─── Supplied records ───

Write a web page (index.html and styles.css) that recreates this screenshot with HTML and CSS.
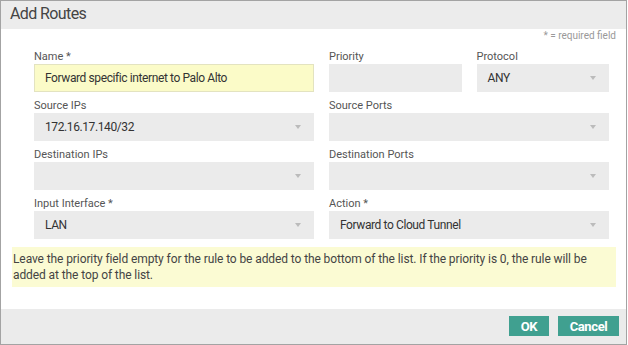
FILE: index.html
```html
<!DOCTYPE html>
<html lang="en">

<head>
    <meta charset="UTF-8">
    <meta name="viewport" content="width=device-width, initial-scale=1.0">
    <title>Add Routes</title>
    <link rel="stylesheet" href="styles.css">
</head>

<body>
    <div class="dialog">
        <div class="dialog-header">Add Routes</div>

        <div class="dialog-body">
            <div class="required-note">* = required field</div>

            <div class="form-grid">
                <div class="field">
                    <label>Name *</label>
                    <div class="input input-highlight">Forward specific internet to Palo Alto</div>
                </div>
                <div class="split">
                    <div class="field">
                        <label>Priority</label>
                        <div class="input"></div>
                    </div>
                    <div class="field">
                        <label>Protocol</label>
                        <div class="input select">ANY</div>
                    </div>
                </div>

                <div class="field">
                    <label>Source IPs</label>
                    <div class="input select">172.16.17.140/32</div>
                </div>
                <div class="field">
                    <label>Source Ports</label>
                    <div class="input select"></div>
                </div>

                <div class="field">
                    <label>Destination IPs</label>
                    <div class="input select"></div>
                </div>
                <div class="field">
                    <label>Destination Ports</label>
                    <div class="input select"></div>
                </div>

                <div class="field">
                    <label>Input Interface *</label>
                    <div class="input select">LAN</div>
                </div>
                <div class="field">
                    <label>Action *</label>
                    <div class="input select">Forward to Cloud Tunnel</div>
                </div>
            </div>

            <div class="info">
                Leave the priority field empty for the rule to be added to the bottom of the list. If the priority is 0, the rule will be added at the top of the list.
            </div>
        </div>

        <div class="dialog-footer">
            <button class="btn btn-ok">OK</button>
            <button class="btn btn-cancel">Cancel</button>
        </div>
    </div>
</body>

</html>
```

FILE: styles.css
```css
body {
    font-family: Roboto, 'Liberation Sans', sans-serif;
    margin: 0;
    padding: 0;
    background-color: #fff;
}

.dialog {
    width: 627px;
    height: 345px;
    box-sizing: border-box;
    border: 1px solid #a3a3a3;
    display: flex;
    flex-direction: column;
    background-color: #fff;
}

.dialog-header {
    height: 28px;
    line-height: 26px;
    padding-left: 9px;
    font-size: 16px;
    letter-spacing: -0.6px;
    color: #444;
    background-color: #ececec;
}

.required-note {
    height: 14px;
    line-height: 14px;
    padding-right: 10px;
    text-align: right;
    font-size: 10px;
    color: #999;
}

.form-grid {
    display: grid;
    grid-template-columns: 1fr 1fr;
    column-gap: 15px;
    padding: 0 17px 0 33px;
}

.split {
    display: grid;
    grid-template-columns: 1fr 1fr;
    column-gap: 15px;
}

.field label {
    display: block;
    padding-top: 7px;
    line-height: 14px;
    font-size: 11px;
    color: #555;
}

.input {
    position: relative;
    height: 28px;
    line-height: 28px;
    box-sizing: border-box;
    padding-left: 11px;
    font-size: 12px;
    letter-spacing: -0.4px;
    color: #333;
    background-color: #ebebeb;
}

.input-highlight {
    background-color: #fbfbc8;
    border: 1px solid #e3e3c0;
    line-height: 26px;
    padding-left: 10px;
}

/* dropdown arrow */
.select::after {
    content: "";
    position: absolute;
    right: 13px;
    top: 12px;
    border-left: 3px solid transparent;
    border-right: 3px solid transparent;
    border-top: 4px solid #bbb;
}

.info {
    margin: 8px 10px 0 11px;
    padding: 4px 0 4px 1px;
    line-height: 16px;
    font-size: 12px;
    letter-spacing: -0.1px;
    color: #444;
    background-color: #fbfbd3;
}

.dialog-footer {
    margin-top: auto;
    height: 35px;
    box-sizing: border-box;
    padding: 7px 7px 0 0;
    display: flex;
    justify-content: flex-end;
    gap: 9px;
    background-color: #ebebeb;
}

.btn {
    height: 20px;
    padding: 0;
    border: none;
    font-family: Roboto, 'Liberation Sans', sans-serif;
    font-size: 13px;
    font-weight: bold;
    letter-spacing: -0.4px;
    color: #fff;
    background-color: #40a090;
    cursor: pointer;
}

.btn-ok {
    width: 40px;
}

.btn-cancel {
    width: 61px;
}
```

───
─── Supplied records ───

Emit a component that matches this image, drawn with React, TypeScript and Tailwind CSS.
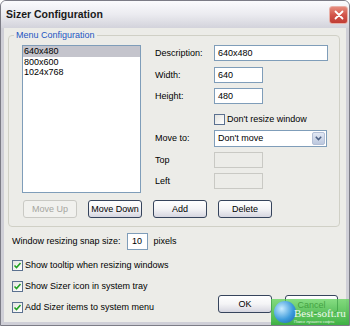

───
─── Supplied records ───

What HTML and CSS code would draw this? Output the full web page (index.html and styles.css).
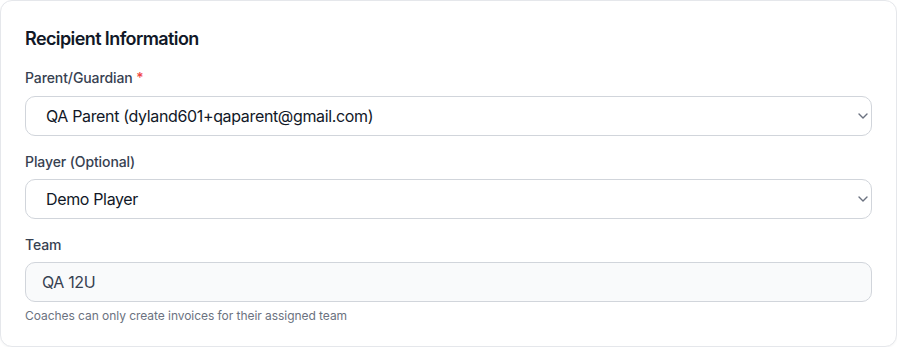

───

> [Work to complete]
Pull out all lines containing the word "styles" from the entries above.

> [Problem solution]
Write a web page (index.html and styles.css) that recreates this screenshot with HTML and CSS.
    <link rel="stylesheet" href="styles.css">
FILE: styles.css
What HTML and CSS code would draw this? Output the full web page (index.html and styles.css).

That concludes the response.